[Data extracted from a collection]

□ □ □ □ □

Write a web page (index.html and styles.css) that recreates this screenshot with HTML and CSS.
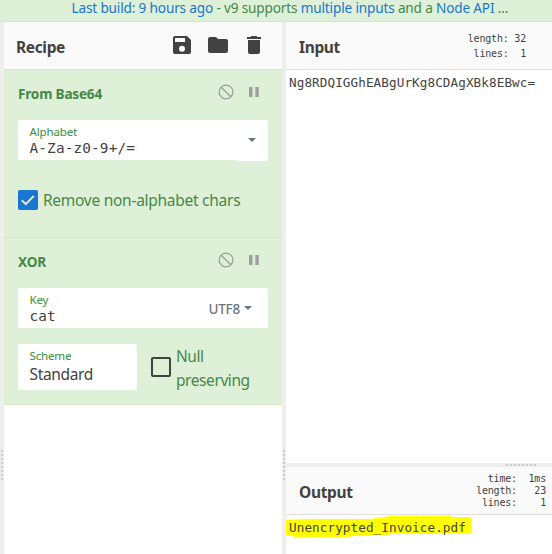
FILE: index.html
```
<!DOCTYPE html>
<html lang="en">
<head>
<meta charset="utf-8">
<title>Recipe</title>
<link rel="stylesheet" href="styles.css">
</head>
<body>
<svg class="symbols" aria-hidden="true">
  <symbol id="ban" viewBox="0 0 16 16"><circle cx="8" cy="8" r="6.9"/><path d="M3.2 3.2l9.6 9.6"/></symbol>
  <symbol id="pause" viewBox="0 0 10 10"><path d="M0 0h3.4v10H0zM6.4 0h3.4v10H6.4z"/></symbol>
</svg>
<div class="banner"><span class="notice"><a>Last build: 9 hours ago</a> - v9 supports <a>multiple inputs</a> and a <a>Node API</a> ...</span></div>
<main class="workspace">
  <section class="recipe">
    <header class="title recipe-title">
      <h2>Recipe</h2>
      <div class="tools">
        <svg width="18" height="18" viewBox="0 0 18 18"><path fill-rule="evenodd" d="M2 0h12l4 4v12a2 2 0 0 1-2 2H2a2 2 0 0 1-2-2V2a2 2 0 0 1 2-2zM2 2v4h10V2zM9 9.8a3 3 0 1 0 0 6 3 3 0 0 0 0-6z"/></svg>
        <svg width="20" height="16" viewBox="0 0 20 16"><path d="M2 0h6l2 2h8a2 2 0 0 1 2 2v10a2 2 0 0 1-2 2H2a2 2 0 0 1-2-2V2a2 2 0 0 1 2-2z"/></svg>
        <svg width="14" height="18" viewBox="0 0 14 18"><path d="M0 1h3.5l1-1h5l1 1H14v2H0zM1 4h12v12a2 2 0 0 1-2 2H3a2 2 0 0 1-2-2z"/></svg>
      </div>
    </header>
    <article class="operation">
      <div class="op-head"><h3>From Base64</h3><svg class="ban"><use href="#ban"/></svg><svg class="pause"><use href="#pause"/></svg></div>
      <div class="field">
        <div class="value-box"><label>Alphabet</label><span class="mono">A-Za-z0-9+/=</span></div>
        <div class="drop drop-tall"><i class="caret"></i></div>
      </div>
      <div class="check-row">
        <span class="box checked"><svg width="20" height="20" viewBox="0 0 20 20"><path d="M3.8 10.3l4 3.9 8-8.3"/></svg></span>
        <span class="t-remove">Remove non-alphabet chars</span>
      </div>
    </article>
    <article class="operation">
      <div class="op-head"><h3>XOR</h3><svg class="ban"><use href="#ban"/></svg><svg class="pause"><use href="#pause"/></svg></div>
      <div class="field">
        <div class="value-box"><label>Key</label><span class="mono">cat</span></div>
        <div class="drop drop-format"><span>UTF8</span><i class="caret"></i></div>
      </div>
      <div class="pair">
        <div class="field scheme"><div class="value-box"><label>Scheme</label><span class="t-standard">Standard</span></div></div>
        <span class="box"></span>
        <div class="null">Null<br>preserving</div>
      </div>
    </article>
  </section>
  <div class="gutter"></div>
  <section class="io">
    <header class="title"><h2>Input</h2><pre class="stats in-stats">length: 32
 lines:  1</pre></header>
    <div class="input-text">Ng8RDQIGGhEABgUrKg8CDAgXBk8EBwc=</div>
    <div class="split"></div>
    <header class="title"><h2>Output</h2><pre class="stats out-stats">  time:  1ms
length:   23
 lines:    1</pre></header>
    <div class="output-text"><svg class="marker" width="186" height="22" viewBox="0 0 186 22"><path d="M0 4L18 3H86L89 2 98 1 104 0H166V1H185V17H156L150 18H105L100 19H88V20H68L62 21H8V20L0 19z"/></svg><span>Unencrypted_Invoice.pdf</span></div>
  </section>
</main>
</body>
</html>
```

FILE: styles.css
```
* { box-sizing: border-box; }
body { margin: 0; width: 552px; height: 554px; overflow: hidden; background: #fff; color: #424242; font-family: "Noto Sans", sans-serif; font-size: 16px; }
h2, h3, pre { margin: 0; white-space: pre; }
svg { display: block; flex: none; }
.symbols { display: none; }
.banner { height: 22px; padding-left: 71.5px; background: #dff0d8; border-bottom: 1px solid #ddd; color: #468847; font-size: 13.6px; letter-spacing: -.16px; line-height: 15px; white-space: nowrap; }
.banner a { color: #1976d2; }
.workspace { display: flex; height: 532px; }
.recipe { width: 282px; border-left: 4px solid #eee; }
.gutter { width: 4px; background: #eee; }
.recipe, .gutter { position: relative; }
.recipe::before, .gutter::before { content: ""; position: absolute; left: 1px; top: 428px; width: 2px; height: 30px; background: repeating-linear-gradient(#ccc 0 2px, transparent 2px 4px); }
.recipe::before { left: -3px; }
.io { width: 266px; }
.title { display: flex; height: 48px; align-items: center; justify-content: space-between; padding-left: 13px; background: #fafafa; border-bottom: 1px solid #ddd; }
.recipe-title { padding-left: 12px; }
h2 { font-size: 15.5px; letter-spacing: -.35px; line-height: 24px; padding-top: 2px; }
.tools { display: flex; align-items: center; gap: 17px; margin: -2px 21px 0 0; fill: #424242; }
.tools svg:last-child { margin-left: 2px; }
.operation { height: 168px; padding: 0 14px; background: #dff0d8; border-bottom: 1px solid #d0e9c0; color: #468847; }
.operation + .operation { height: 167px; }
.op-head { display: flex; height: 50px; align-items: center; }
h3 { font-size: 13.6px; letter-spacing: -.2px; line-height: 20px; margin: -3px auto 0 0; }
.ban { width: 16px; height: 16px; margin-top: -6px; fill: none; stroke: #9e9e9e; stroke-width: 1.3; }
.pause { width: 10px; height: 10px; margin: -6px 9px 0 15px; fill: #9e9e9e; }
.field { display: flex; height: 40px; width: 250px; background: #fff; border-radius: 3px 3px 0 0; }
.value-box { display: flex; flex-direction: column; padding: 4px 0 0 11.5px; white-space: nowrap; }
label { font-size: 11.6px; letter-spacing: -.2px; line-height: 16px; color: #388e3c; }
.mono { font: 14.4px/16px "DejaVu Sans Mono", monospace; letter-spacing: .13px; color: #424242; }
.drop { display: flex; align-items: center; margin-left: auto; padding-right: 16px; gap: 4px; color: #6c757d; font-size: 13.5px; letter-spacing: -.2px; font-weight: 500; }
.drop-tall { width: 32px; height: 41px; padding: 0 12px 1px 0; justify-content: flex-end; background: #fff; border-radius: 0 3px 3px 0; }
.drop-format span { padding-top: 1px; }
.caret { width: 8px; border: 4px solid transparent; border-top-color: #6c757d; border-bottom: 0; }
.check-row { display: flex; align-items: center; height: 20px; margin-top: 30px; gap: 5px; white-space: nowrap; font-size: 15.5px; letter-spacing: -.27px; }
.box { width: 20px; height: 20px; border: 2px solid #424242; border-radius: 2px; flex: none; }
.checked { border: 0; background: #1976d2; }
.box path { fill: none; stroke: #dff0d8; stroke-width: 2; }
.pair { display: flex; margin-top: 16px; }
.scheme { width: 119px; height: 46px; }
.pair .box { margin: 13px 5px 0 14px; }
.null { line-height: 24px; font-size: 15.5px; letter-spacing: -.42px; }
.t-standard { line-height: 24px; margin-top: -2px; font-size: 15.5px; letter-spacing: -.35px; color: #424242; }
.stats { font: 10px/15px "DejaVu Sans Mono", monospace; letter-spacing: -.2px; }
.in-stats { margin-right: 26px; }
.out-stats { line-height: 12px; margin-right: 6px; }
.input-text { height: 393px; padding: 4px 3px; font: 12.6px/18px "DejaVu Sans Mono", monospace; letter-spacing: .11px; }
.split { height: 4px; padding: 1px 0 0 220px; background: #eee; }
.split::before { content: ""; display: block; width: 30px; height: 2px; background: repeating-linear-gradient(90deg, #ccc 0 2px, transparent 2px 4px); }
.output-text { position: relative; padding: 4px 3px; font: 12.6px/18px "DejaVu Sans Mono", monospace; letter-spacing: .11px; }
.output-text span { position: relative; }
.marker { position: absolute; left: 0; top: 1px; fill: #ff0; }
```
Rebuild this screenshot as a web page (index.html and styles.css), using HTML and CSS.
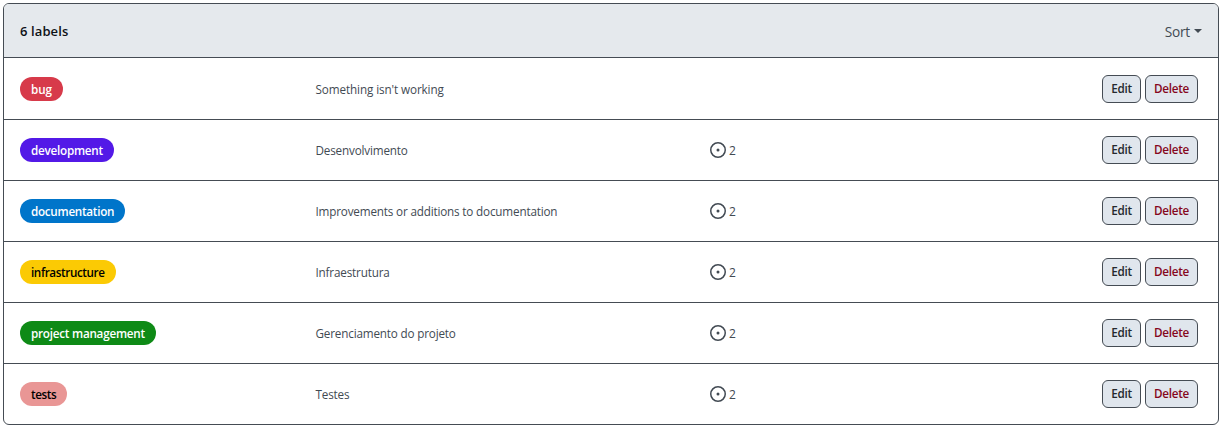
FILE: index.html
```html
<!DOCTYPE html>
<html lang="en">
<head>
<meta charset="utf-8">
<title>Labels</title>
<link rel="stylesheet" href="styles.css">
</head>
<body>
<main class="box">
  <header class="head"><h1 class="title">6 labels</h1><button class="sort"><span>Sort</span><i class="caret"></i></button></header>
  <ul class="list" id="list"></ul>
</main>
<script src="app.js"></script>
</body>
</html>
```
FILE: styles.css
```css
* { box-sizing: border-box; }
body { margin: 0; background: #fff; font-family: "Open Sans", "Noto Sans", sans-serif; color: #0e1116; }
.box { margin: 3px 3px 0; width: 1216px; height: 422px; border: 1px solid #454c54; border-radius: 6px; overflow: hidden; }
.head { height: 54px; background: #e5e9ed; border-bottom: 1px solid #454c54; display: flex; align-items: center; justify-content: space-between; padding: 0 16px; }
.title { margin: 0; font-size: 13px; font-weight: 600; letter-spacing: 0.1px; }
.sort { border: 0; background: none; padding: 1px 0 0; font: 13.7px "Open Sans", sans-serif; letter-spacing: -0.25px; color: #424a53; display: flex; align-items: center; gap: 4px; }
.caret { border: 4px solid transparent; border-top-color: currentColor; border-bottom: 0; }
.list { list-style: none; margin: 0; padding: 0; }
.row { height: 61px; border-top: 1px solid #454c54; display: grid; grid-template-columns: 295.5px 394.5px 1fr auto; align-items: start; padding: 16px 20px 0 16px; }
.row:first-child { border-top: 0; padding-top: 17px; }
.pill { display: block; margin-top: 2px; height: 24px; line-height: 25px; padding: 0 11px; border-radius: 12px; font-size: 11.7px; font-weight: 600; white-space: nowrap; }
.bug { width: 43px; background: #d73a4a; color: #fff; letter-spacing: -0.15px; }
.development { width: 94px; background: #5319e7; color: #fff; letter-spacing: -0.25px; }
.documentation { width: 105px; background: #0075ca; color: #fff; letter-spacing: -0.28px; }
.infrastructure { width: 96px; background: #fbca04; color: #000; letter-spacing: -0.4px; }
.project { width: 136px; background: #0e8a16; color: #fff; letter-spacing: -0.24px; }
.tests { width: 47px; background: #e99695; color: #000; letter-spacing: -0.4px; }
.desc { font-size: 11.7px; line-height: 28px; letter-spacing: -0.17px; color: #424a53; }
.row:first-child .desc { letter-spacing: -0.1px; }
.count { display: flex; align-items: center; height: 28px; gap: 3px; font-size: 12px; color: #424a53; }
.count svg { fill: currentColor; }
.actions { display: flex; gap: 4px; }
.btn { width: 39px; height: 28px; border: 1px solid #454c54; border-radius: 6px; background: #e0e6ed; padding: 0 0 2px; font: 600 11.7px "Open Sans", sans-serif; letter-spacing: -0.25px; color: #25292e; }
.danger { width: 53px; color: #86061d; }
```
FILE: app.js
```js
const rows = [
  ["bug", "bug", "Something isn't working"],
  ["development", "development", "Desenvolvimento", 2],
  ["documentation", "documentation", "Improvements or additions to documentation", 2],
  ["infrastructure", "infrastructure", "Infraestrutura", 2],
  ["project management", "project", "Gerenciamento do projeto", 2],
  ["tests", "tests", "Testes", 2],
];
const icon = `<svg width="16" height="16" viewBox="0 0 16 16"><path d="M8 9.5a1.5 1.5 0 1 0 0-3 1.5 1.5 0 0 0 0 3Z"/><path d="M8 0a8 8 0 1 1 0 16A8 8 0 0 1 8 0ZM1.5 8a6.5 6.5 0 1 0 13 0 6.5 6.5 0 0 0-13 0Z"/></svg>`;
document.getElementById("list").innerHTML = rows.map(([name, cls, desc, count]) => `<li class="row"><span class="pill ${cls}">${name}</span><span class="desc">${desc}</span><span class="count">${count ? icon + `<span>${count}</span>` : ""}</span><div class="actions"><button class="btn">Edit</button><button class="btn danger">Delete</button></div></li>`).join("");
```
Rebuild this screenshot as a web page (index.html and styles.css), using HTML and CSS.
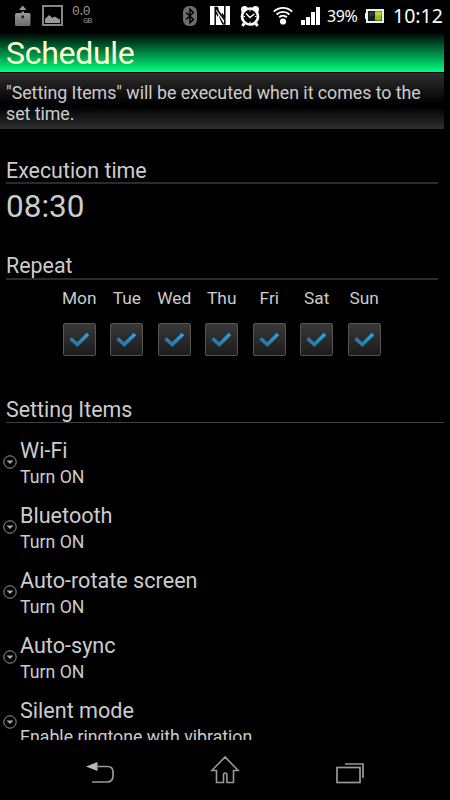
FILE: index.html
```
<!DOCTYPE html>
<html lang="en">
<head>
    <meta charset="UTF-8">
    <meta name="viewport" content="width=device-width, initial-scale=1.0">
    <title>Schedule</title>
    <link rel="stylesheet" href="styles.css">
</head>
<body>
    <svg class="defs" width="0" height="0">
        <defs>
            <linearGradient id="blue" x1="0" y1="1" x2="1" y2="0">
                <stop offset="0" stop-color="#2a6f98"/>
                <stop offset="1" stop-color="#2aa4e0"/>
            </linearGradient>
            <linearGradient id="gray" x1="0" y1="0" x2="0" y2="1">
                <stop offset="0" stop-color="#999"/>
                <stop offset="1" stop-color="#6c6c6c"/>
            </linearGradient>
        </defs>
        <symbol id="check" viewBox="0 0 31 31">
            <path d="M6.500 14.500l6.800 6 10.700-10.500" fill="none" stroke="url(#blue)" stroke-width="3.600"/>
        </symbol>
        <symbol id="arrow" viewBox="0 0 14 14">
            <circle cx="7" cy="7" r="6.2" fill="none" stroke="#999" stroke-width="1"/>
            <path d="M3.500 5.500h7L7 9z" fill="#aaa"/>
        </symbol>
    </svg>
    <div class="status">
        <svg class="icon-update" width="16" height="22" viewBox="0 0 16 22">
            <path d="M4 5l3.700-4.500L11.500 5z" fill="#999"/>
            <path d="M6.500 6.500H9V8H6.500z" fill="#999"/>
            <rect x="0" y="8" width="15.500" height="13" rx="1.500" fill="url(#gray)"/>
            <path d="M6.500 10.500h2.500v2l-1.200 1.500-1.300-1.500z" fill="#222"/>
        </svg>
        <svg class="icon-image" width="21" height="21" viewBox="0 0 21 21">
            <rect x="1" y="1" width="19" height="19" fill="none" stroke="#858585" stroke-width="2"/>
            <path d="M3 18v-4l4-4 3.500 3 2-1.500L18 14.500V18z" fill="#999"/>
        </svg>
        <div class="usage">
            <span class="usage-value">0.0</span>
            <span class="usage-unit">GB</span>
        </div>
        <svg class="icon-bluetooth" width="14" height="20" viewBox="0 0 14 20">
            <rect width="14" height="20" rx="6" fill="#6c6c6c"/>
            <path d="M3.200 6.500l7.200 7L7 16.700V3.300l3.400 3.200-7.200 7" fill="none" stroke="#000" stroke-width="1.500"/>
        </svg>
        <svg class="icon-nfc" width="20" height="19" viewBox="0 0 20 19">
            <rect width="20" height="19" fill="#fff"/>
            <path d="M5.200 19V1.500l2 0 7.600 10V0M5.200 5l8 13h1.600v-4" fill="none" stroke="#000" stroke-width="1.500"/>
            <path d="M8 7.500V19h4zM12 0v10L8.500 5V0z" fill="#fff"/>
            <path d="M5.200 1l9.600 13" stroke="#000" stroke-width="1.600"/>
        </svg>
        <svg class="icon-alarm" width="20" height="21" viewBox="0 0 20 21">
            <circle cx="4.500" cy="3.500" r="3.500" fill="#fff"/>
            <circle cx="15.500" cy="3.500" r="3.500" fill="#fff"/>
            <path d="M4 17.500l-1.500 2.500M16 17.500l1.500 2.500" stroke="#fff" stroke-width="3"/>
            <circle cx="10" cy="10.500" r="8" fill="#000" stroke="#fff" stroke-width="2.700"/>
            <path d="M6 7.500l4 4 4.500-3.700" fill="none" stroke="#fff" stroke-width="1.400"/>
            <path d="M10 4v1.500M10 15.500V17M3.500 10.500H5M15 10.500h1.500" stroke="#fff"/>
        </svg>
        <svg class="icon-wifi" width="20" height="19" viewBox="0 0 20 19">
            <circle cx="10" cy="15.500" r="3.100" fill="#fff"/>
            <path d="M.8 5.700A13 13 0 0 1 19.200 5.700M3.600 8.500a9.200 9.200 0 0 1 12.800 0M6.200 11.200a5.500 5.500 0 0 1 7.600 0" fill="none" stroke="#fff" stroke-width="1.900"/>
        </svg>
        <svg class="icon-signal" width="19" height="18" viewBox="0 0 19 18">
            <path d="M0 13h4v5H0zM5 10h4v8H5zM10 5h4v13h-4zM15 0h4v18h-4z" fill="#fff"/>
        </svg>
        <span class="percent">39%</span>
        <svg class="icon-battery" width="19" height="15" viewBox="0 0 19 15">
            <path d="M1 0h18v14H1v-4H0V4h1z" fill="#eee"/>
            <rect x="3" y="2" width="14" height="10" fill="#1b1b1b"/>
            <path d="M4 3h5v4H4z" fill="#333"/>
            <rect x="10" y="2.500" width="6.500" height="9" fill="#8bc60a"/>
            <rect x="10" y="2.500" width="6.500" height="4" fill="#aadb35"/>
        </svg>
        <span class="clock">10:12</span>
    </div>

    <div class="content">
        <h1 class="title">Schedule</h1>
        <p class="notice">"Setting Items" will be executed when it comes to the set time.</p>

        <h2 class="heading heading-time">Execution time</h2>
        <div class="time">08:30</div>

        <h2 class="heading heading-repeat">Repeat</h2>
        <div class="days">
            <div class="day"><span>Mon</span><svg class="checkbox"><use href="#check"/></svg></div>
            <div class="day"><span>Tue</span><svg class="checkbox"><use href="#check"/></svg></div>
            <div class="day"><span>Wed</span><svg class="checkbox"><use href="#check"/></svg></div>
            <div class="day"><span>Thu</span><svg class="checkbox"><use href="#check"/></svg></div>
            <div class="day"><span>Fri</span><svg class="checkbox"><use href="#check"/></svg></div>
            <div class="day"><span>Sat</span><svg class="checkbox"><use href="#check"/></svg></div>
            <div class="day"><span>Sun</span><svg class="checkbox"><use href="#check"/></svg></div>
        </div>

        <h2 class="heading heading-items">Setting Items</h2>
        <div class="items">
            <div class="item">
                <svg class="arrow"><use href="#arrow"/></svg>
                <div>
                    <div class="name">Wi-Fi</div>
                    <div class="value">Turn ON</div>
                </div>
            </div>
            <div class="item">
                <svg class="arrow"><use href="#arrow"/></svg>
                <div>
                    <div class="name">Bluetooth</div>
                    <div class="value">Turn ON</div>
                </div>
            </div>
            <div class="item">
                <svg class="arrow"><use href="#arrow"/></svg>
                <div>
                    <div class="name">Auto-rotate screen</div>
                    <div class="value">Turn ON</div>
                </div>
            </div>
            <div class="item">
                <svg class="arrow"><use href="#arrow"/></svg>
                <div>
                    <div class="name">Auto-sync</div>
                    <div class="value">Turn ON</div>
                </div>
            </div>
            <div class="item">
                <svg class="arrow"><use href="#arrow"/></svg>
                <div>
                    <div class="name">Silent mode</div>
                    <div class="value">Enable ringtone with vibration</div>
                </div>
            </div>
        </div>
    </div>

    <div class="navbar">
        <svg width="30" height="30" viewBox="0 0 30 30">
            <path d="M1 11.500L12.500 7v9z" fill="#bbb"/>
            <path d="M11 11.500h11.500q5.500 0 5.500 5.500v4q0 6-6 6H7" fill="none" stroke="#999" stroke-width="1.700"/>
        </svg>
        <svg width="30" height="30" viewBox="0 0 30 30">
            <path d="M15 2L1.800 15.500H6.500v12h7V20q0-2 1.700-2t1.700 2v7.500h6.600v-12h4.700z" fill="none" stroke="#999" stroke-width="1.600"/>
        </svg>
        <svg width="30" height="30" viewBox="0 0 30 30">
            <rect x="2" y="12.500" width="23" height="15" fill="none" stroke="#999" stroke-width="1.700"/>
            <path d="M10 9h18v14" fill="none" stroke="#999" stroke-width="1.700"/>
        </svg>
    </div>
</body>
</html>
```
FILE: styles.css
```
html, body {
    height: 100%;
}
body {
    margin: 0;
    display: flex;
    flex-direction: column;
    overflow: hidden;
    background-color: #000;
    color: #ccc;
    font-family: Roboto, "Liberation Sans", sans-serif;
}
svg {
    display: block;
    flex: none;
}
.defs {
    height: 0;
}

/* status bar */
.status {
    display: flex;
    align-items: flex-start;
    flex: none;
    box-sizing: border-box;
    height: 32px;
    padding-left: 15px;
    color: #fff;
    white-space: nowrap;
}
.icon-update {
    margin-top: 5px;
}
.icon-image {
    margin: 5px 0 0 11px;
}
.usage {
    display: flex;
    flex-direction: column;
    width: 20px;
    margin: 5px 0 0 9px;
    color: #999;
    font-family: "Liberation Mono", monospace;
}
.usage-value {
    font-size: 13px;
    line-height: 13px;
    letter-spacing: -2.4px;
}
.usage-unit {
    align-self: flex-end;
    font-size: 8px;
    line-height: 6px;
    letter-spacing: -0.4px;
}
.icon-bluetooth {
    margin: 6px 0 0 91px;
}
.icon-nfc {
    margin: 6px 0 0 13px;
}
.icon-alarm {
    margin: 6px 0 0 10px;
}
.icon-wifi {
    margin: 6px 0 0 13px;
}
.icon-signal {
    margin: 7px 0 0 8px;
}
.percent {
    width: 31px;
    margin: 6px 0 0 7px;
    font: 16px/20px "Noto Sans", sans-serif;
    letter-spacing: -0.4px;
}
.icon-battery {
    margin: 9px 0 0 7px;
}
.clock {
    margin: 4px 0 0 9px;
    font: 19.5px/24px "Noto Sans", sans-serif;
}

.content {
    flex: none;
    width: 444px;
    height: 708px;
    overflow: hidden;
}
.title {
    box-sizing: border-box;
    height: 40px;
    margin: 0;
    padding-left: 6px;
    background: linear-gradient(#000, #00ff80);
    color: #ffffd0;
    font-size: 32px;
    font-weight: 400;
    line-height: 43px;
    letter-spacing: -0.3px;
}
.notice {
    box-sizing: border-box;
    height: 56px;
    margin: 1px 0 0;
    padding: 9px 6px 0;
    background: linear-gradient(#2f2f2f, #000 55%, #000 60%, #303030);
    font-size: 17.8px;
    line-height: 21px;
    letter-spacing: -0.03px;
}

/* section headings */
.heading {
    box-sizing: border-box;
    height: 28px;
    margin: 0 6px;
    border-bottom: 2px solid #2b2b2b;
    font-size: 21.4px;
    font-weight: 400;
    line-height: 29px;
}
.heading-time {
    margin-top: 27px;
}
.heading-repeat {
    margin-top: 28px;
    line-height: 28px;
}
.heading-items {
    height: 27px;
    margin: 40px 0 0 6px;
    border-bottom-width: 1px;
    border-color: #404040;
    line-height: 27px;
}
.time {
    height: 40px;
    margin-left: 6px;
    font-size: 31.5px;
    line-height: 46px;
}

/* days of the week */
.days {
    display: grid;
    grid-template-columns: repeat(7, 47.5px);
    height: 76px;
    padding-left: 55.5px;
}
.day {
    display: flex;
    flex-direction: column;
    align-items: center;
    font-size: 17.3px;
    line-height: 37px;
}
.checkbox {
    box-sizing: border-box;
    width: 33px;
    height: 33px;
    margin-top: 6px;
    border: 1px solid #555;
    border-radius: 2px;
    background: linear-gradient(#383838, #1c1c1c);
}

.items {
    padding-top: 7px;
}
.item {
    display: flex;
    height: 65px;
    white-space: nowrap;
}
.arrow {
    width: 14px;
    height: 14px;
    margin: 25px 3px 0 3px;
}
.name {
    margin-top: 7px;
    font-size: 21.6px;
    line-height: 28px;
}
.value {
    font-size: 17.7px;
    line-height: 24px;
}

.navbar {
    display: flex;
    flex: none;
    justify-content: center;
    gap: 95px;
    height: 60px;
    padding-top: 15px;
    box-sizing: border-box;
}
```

□ □ □ □ □

**GIVEN INSTRUCTION**: Search the listing for the word "with" and return each line that holds it.

**FINISHED TASK**:
Write a web page (index.html and styles.css) that recreates this screenshot with HTML and CSS.
                    <div class="value">Enable ringtone with vibration</div>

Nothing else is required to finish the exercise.